Data items:

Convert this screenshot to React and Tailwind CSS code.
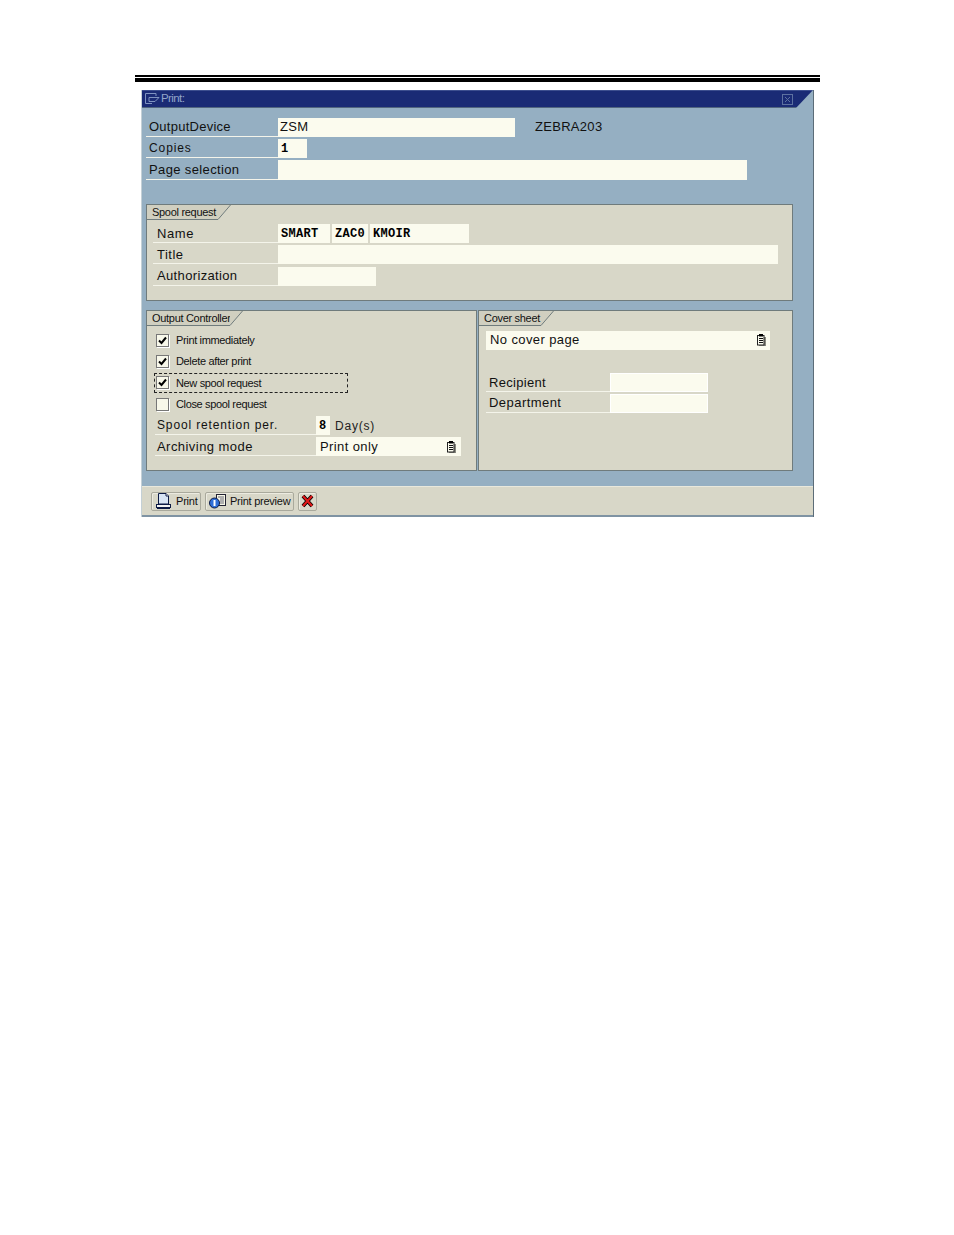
const sans = "font-['Liberation_Sans',Arial,sans-serif]";

function Label({ children, className = "w-[132px] pl-[3px]" }) {
  return (
    <div className={"flex items-center h-[19px] border-b border-[#f4f4ea] text-[13px] text-[#111] whitespace-nowrap " + className}>
      {children}
    </div>
  );
}

function Field({ className = "", children }) {
  return (
    <div className={"h-[19px] bg-[#fbfbee] flex items-center text-[13px] text-[#111] whitespace-nowrap " + className}>
      {children}
    </div>
  );
}

function Mono({ className = "", children }) {
  return (
    <div className={"h-[19px] bg-[#fbfbee] flex items-center pl-[3px] pt-[1px] font-['Liberation_Mono',monospace] font-bold text-[12px] tracking-[0.3px] text-black " + className}>
      {children}
    </div>
  );
}

function Group({ title, tabWidth, className = "", children }) {
  return (
    <div className={"relative border border-[#6f7b7c] bg-[#d8d7c8] " + className}>
      <div className="absolute left-0 top-0 h-[15px] flex items-center pl-[5px] text-[11px] tracking-[-0.3px] text-[#111] bg-[#d0cfc0] border-b border-[#6f7b7c] whitespace-nowrap" style={{ width: tabWidth }}>
        {title}
      </div>
      <svg className="absolute top-0" style={{ left: tabWidth }} width="14" height="15" viewBox="0 0 14 15">
        <path d="M0 0 H12 L0 14 Z" fill="#d0cfc0" />
        <path d="M0 14.5 L12.5 0" stroke="#6f7b7c" fill="none" />
      </svg>
      {children}
    </div>
  );
}

function Check({ checked, label, boxed }) {
  return (
    <div className={"flex items-center h-[20px] w-[194px] pl-[1px] " + (boxed ? "border border-dashed border-[#222] rounded-[1px]" : "border border-transparent")}>
      <div className="w-[13px] h-[13px] bg-[#f8f8ea] border border-[#777] shadow-[1px_1px_0_#fff] flex items-center justify-center">
        {checked && (
          <svg width="9" height="9" viewBox="0 0 9 9">
            <path d="M1 4.5 L3.5 7 L8 1.5" stroke="#000" strokeWidth="2" fill="none" />
          </svg>
        )}
      </div>
      <span className="ml-[7px] text-[11px] tracking-[-0.35px] text-[#111] whitespace-nowrap">{label}</span>
    </div>
  );
}

function ListIcon() {
  return (
    <svg width="9" height="12" viewBox="0 0 9 12">
      <rect x="2" y="3" width="7" height="9" fill="#8a8a80" />
      <rect x="0.5" y="1.5" width="6.5" height="9.5" fill="#fbfbee" stroke="#222" />
      <rect x="2" y="0" width="4" height="2.5" fill="#000" />
      <path d="M2 4.5 H6 M2 6.5 H6 M2 8.5 H6" stroke="#111" />
    </svg>
  );
}

function ToolButton({ className = "", children }) {
  return (
    <div className={"h-[19px] border border-[#a9a99c] rounded-[2px] bg-[#d8d7c8] flex items-center whitespace-nowrap shadow-[inset_1px_1px_0_#ecebe0] " + className}>
      {children}
    </div>
  );
}

export default function App() {
  return (
    <div className={"min-h-[1235px] bg-white pt-[75px] " + sans}>
      <div className="ml-[135px] w-[685px]">
        <div className="h-[2px] bg-black" />
        <div className="h-[4px] mt-[1px] bg-black" />
      </div>

      <div className="ml-[141px] mt-[8px] w-[673px] h-[427px] bg-[#95afc2] border-l border-[#c4d0d6] border-r border-r-[#5c6d78] flex flex-col">
        <div className="relative h-[18px] bg-[#1a2b75] border-t border-[#3d4f8f] border-b border-b-[#51667f] flex items-center pl-[3px] shrink-0">
          <svg width="15" height="12" viewBox="0 0 15 12">
            <path d="M0.5 0.5 H11 V3 M0.5 0.5 V10.5 H7 M4 4.5 H14 L10 8.5 H4 Z" stroke="#7f93c0" fill="none" />
          </svg>
          <span className="ml-[1px] text-[11.5px] tracking-[-0.6px] text-[#93a5c8]">Print:</span>
          <svg className="absolute right-[20px] top-[3px]" width="11" height="11" viewBox="0 0 11 11">
            <rect x="0.5" y="0.5" width="10" height="10" fill="none" stroke="#5d71a0" />
            <path d="M3 3 L8 8 M8 3 L3 8" stroke="#5d71a0" />
          </svg>
          <svg className="absolute right-0 top-[-1px]" width="17" height="18" viewBox="0 0 17 18">
            <path d="M17 0 V18 H0 Z" fill="#95afc2" />
          </svg>
        </div>

        <div className="flex-1 pt-[10px] pl-[4px] pr-[20px] flex flex-col">
          <div className="flex items-start">
            <Label><span className="tracking-[0.25px]">OutputDevice</span></Label>
            <Field className="w-[237px] pl-[2px] pb-[1px] tracking-[0.3px]">ZSM</Field>
            <div className="ml-[20px] h-[19px] pb-[1px] flex items-center text-[13px] tracking-[0.3px] text-[#111]">ZEBRA203</div>
          </div>
          <div className="flex items-start mt-[2px]">
            <Label><span className="tracking-[0.9px] text-[12px]">Copies</span></Label>
            <div className="h-[19px] w-[29px] bg-[#fbfbee] pl-[3px] flex items-center font-['Liberation_Mono',monospace] font-bold text-[12px] text-black">1</div>
          </div>
          <div className="flex items-start mt-[2px]">
            <Label className="w-[132px] pl-[3px] h-[20px]"><span className="tracking-[0.37px]">Page selection</span></Label>
            <Field className="w-[469px] !h-[20px]" />
          </div>

          <Group title="Spool request" tabWidth={71} className="mt-[24px] w-[647px] h-[97px] pt-[19px] pl-[6px]">
            <div className="flex items-start">
              <Label className="w-[125px] pl-[4px] pt-[1px]"><span className="tracking-[0.6px]">Name</span></Label>
              <Mono className="w-[52px]">SMART</Mono>
              <Mono className="w-[36px] ml-[2px]">ZAC0</Mono>
              <Mono className="w-[99px] ml-[2px]">KMOIR</Mono>
            </div>
            <div className="flex items-start mt-[2px]">
              <Label className="w-[125px] pl-[4px] pt-[1px]"><span className="tracking-[0.5px]">Title</span></Label>
              <Field className="w-[500px]" />
            </div>
            <div className="flex items-start mt-[3px]">
              <Label className="w-[125px] pl-[4px]"><span className="tracking-[0.35px]">Authorization</span></Label>
              <Field className="w-[98px]" />
            </div>
          </Group>

          <div className="flex mt-[9px] gap-px">
            <Group title="Output Controller" tabWidth={83} className="w-[331px] h-[161px] pt-[19px] pl-[7px]">
              <div className="flex flex-col gap-[1.4px]">
                <Check checked label="Print immediately" />
                <Check checked label="Delete after print" />
                <Check checked boxed label="New spool request" />
                <Check label="Close spool request" />
              </div>
              <div className="flex items-start mt-[2px] ml-[1px]">
                <Label className="w-[161px] pl-[2px]"><span className="tracking-[0.85px] text-[12px]">Spool retention per.</span></Label>
                <div className="h-[19px] w-[14px] bg-[#fbfbee] pl-[3px] flex items-center font-['Liberation_Mono',monospace] font-bold text-[12px] text-black">8</div>
                <div className="ml-[5px] h-[19px] flex items-center text-[12px] tracking-[0.8px] text-[#222]">Day(s)</div>
              </div>
              <div className="flex items-start mt-[2px] ml-[1px]">
                <Label className="w-[161px] pl-[2px] pt-[1px]"><span className="tracking-[0.45px]">Archiving mode</span></Label>
                <Field className="w-[145px] pl-[4px] pr-[5px] pt-[1px] justify-between tracking-[0.4px]">
                  <span>Print only</span>
                  <ListIcon />
                </Field>
              </div>
            </Group>

            <Group title="Cover sheet" tabWidth={62} className="w-[315px] h-[161px] pt-[20px] pl-[7px]">
              <Field className="w-[284px] pl-[4px] pr-[4px] pb-[1px] justify-between tracking-[0.4px]">
                <span>No cover page</span>
                <ListIcon />
              </Field>
              <div className="flex items-start mt-[23px]">
                <Label className="w-[124px] pl-[3px] pt-[1px]"><span className="tracking-[0.3px]">Recipient</span></Label>
                <Field className="w-[98px] border border-white" />
              </div>
              <div className="flex items-start mt-[2px]">
                <Label className="w-[124px] pl-[3px]"><span className="tracking-[0.45px]">Department</span></Label>
                <Field className="w-[98px] border border-white" />
              </div>
            </Group>
          </div>
        </div>

        <div className="h-[31px] shrink-0 bg-[#d8d7c8] border-t border-[#e9e8dc] border-b-2 border-b-[#7f93a3] flex items-center pl-[9px] gap-[4px]">
          <ToolButton className="w-[50px] pl-[4px]">
            <svg width="15" height="16" viewBox="0 0 15 16">
              <path d="M2.5 0.5 H10 L12.5 3 V11 H2.5 Z" fill="#d8e4f4" stroke="#0c1a44" />
              <path d="M10 0.5 V3 H12.5" fill="#fff" stroke="#0c1a44" />
              <rect x="0.5" y="11.5" width="14" height="3" fill="#f2f2f2" stroke="#0c1a44" />
              <path d="M1 15.5 H14" stroke="#0c1a44" />
            </svg>
            <span className="ml-[5px] text-[11px] tracking-[-0.2px] text-[#111]">Print</span>
          </ToolButton>
          <ToolButton className="w-[89px] pl-[3px]">
            <svg width="18" height="16" viewBox="0 0 18 16">
              <rect x="7.5" y="1.5" width="9" height="11" fill="#f6f6e6" stroke="#223" />
              <path d="M9 4 H15 M11 6 H15 M11 8 H15 M11 10 H15" stroke="#667" />
              <circle cx="5.5" cy="10" r="5" fill="#2f6fd8" stroke="#0c1a44" />
              <path d="M5.5 7 V13" stroke="#fff" strokeWidth="2" />
            </svg>
            <span className="ml-[3px] text-[11px] tracking-[-0.25px] text-[#111]">Print preview</span>
          </ToolButton>
          <ToolButton className="w-[19px] justify-center">
            <svg width="13" height="14" viewBox="0 0 13 14">
              <path d="M2 2 L11 12 M11 2 L2 12" stroke="#000" strokeWidth="3.8" />
              <path d="M2 2 L11 12 M11 2 L2 12" stroke="#e01818" strokeWidth="2.2" />
            </svg>
          </ToolButton>
        </div>
      </div>
    </div>
  );
}
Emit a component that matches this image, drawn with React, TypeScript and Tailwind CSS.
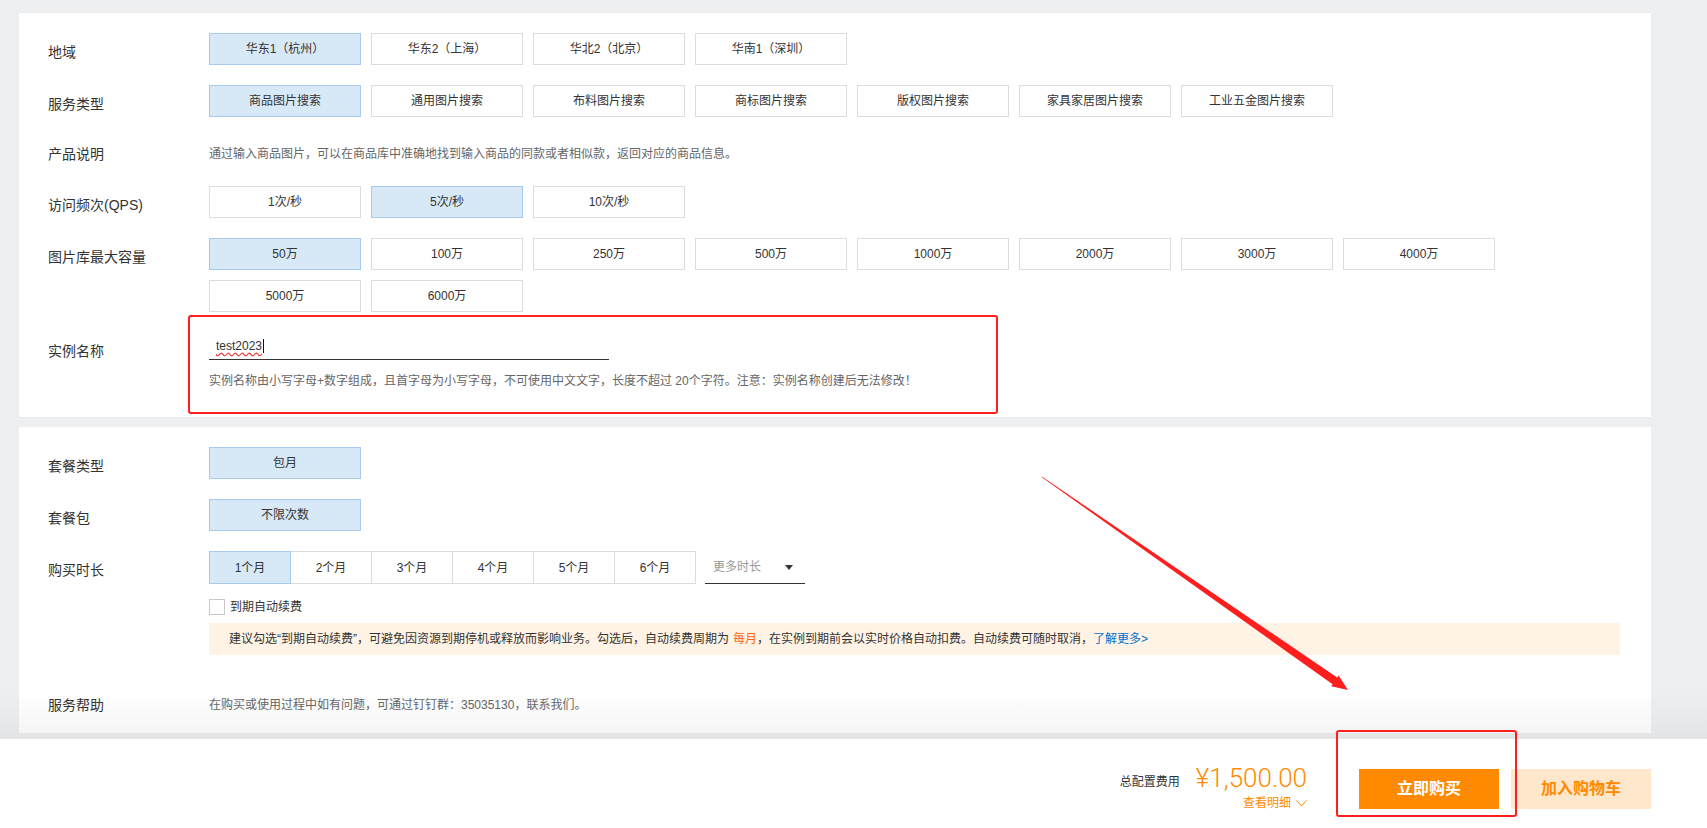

• [Exercise details] Only lines with "React" are wanted here; list each of them.

• [Written response]
Convert this screenshot to React and Tailwind CSS code.
Emit a component that matches this image, drawn with React, TypeScript and Tailwind CSS.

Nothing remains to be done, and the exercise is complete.